Capello does not in any way blame Gerrard for the circumstances surrounding his withdrawal and it is understood that the midfielder was desperate to be involved and did not object to having to travel to the team hotel on Sunday to be assessed. And neither is Capello angry with Lampard who was hurt against West Bromwich Albion on Saturday. Indeed there was immediate concern over Lampard's fitness with Bullard and Parker notified on Sunday – ahead of another candidate, Tom Huddlestone, who it is felt needs to play more consistently – that they were on stand-by and should not go away. Ironically John Terry, who had been the biggest doubt, was passed fit yesterday. A scan showed he had suffered nothing more than bruising to his foot.
In addition to Lampard, Gerrard, Rooney and Ferdinand, England have also lost Wes Brown, Ashley Cole, Joe Cole, Emile Heskey, Jermaine Jenas, Joe Hart and long-term absentee Owen Hargreaves while David Beckham was excluded because he lacked match fitness. While severely reducing Capello's options, and calling into question the wisdom of holding a friendly match in the middle of November, it is understood that the manager does not feel the fixture in Berlin is meaningless. Capello is keen for England to play a match, against strong opponents such as the Germans, partly because there is not another fixture until February and his team will not play a competitive match until they host Ukraine at Wembley on 1 April. Although he has just five players who started the World Cup qualifier away to Belarus, he will now be able to experiment even if Capello is also acutely aware that the strong rivalry between England and Germany does not usually warrant such a move.
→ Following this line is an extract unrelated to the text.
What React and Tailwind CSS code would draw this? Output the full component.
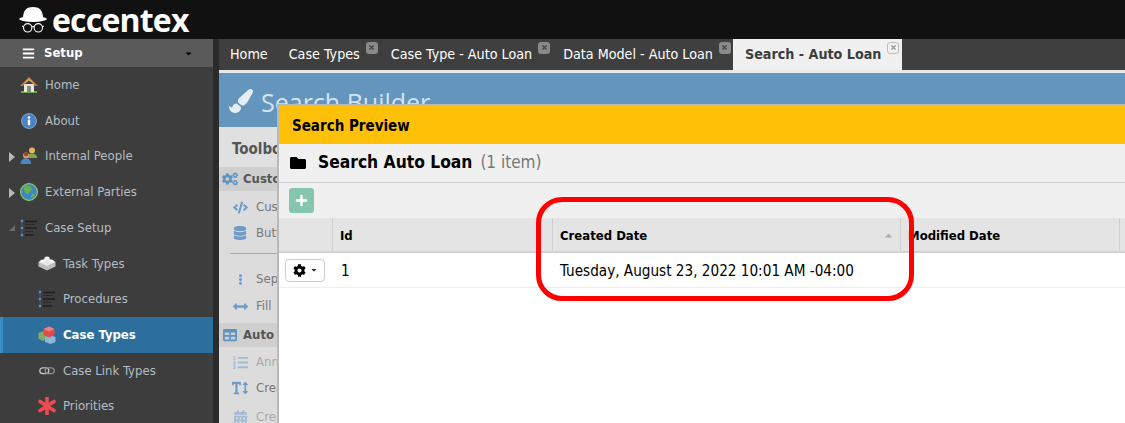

One of those likely to benefit is Michael Carrick whose absence from previous squads has mainly been due to injury. Carrick stressed yesterday that his withdrawals have been genuine and not been the result of duress from Sir Alex Ferguson. "He's never put me under pressure not to play in a friendly," said Carrick. "He has his own agenda and there are things to be won at domestic level. But, as players, we have to put that to one side."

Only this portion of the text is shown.